By Mimosa Spencer
PARIS (Reuters) -Investors dived back into top luxury shares on Friday, adding some $70 billion to their market value as LVMH’s latest sales figures reassured investors about the sector’s resilience to economic headwinds, particularly in China.
The buying spree helped recoup some of last year’s losses after China’s economic revival proved lacklustre following the lifting of COVID-19 restrictions.
Shares in LVMH jumped as much as 11%, adding about $30 billion to its own stock market value and boosting peers of the French luxury giant including Kering and Hermes.
That helped lift the pan-European STOXX 600 index to its highest level in two years.
LVMH, the world’s biggest luxury group and owner of brands including Louis Vuitton, Christian Dior, Hennessy and Tiffany & Co, posted a 10% rise in fourth-quarter sales over the end-of-year trading period, reassuring investors who had grown skittish about the industry’s prospects following its previous update in October which showed sales growth had slowed.
LVMH Chairman and CEO Bernard Arnault said on Thursday he was happy with the company’s current growth rate.
With its latest report, LVMH should “steady nerves in the near term”, Jefferies analyst James Grzinic wrote in a note.
For many investors, LVMH’s resilience was reason enough to buy back into the sector again.
With LVMH set for its best day since 2009, shares breached technical resistance levels and investors with bearish bets rushed to cover short positions.
LVMH’s relative strength index (RSI) hit 72 on Friday afternoon, its most overbought level for a year.
CHINESE DEMAND
Appetite from Chinese shoppers for European fashion brands has been a key source of concern for investors in recent months, as a property crisis and high youth unemployment dashed hopes for a strong rebound, and Chinese travel beyond Asia has been slow to recover.
Executives at LVMH said it was hard to measure Chinese demand, but noted that the group has twice as many Chinese customers as it did in 2019.
“We’re not particularly concerned,” said LVMH chief financial officer Jean-Jacques Guiony.
While large bus loads of Chinese customers are no longer arriving in Europe, the group is doing brisk business with wealthier Chinese customers.
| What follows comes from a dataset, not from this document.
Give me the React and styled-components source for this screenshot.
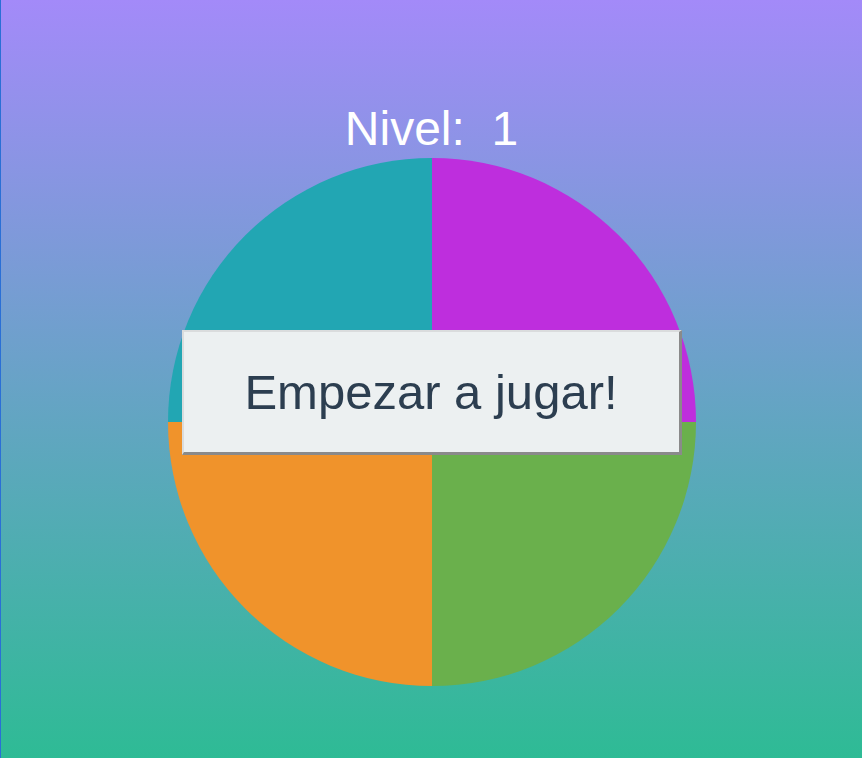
import React from "react";
import styled, { createGlobalStyle } from "styled-components";

const Global = createGlobalStyle`
  html, body { margin: 0; padding: 0; }
  body { font-family: "Liberation Sans", Arial, sans-serif; }
`;

const Page = styled.main`
  box-sizing: border-box;
  min-height: 758px;
  border-left: 1px solid #2a6fd6;
  background: linear-gradient(180deg, #a38af9 0%, #2ebb95 100%);
  display: flex;
  flex-direction: column;
  align-items: center;
  padding-top: 101px;
`;

const Title = styled.h1`
  margin: 0 0 1px;
  font-size: 48px;
  font-weight: 400;
  line-height: 56px;
  color: #ffffff;
  white-space: pre;
`;

const Board = styled.div`
  position: relative;
  width: 528px;
  height: 528px;
  display: grid;
`;

const Disc = styled.div`
  display: grid;
  grid-template-columns: 1fr 1fr;
  grid-template-rows: 1fr 1fr;
  border-radius: 50%;
  overflow: hidden;
`;

const Quadrant = styled.div`
  background: ${(p) => p.$color};
`;

const StartButton = styled.button`
  position: absolute;
  left: 14px;
  top: 172px;
  box-sizing: border-box;
  width: 500px;
  height: 125px;
  background: #ecf0f1;
  color: #2c3e50;
  font-family: "Liberation Sans", Arial, sans-serif;
  font-size: 49px;
  border-style: solid;
  border-width: 2px 3px 3px 2px;
  border-color: #dadcdd #8a8a8a #8a8a8a #dadcdd;
  padding: 0;
  cursor: pointer;
`;

export default function App() {
  return (
    <>
      <Global />
      <Page>
        <Title>Nivel:  1</Title>
        <Board>
          <Disc>
            <Quadrant $color="#22a6b3" />
            <Quadrant $color="#be2edd" />
            <Quadrant $color="#f0932b" />
            <Quadrant $color="#6ab04c" />
          </Disc>
          <StartButton>Empezar a jugar!</StartButton>
        </Board>
      </Page>
    </>
  );
}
LVMH’s biggest label Louis Vuitton is back to sales levels with Chinese in France and Europe of 70% of 2019 levels.
The luxury goods industry had come to rely on fast growth in China, where over the span of five years, from 2017 to 2021, the luxury market tripled in size, according to consultancy Bain.
Chinese luxury consumption is expected to reach 35-40% of the world’s total, with mainland China one of the leading global markets reaching a 24%-26% share by 2030, according to Bain.
As the sector’s growth slows from the high pace seen after the pandemic, the diverging fortunes of brands has come into view, with those catering to wealthier clients, like Hermes, better equipped to face economic challenges than those pursuing turnarounds, like Burberry, which issued a profit warning earlier this month.
Thomas McGarrity, head of equities for RBC Wealth Management, said he expects strong high-end players will be able to defend their margins this year even as sales growth slows, while weaker brands will struggle.
“We believe the medium to long-term structural outlook remains positive for luxury goods, given tailwinds related to emerging middle-class consumption, especially in China, as well as the industry’s strong pricing power,” he said.
Still, shares of Burberry also traded higher on Friday, up 5.2%.
LVMH was the top gainer on the euro-zone blue-chip STOXX50E index.
Friday’s gains added about $70 billion to the value of the top luxury and drinks companies, including LVMH, Gucci-owner Kering, Hermes, Pernod, Remy, Cartier-owner Richemont and Moncler, according to Reuters calculations.
Kering shares traded up 7.2%, Hermes up 5.5%, Richemont up 5.9% and Pernod up 8.1%.